Profile Image for Sarah.
Author 6 books51 followers
August 11, 2014
I am not quite smart enough for some of these, but that is my usual experience of poetry--not just poetry written in, um, eight? languages. Super cool, unlike pretty much anything else I've ever read.
Profile Image for Chelsea K..
372 reviews53 followers
March 10, 2015
I'll have to come back and edit this review when I've had some time to reflect on this collection, and when my mind isn't spinning o_O The subtraction of one star can be attributed to my multilingual inefficiency.
Profile Image for Kimberly.
Author 13 books62 followers
August 11, 2014
I really enjoyed this book, but I felt like some of it was over my head.
Profile Image for Lucas Bailor.
Author 1 book1 follower
Read
August 8, 2018
In a video for the Whiting Foundation, Diggs says, "I want you to close the book, and think about the possibilities of transformation."

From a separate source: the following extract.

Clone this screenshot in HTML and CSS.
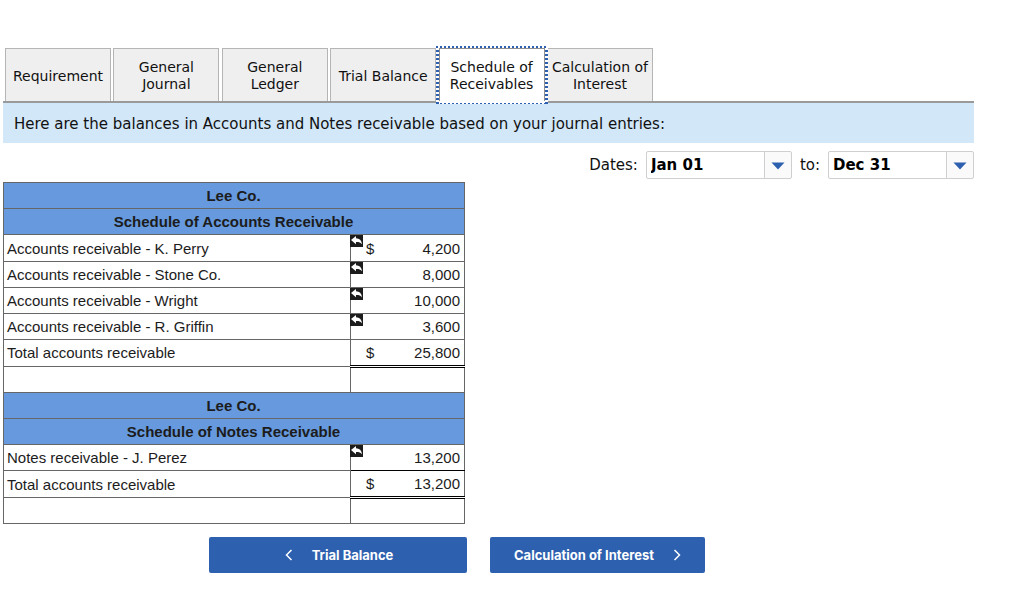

As a text this is a book hard to evaluate with a star rating so I'm gonna avoid that, genuinely need more time to really think about this. I almost want to experience this more as a performance/public piece, like I could imagine walking through an exhibit space or a long hallway or some other public space with excerpts of the poems just happening around you in all the different languages.
Profile Image for Ashur.
279 reviews5 followers
Read
January 16, 2019
I'm not sure I can really rate this; all I can say is that the description in the GR entry is accurate and descriptive. It was unlike anything else I've ever read.